Conversely, it is generally agreed that Matthews's $11 million compatriot William Nylander is the most polarizing Leaf on the payroll now that Mitch Marner is gone, in that the debate jerks back and forth between collective hatred and "Trade Him To Vancouver For A Rotting Flounder!" Nylander is the franchise crap magnet because of his almost canonical resistance to checking, and his money makes him all the less popular. For those who of you who don't hockey, multiply every hockey dollar by five to get an NBA dollar, so Nylander being the 14th best-paid player at $11 million is the equivalent of Even Mobley at $53.8M. Have you ever hated Evan Mobley for any reason?
The Leafs seem to be in cannibals-on-the-poop-deck mode. Head coach Craig Berube said at Wednesday’s morning skate before the team's overtime loss in New Jersey that nobody would be held out of the lineup for "roster management," which a tidy way of saying "We don't want any of these mopes hurt in case we can trade them." Hours later, the team announced that three players were in fact going to be held out for roster management, which screams, "These people don't talk to each other any more." One of the players who did play against the Devils, Nicolas Roy, was the one who got traded, so they definitely don't talk to each other.

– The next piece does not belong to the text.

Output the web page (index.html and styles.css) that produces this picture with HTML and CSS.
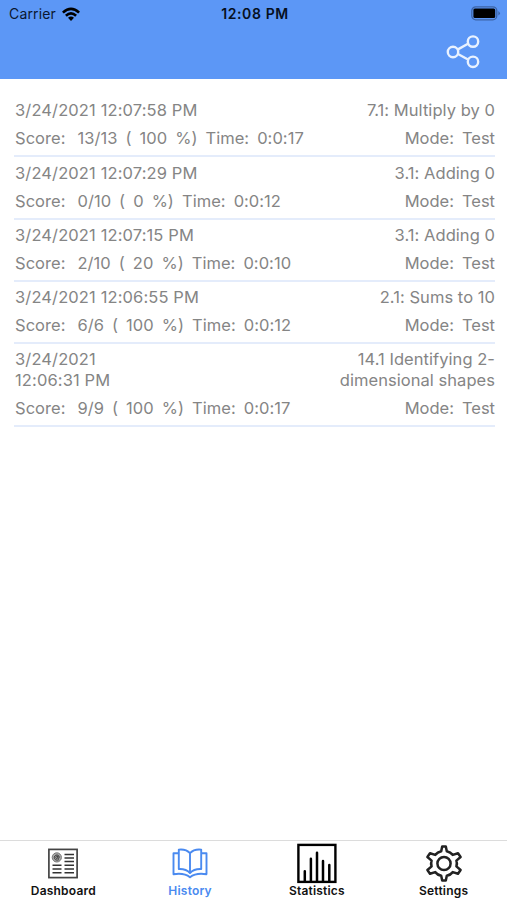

Because nothing is ever simple with these yobs, GM Brad Treliving, who has been consistently bopped for not being bold enough and who was also out of first-round picks, making the demanded rebuild nearly impossible and thus another well-chronicled outrage, somehow managed to get a first and a fifth out of the Avalanche for Roy. This made Treliving a hero and a villain simultaneously, the quadruple axle of sporty punditry. And absolutely normal for the Leafs.
You see, when you combine a powerful national brand in a country with only seven pro hockey outposts, and give that brand six decades without a championship, you get an almost overpowering effervescence of insanity. And we love them all for it, because this is what a trade deadline should be: a national festival of brain bubbles that pop loudly, re-form and then pop again.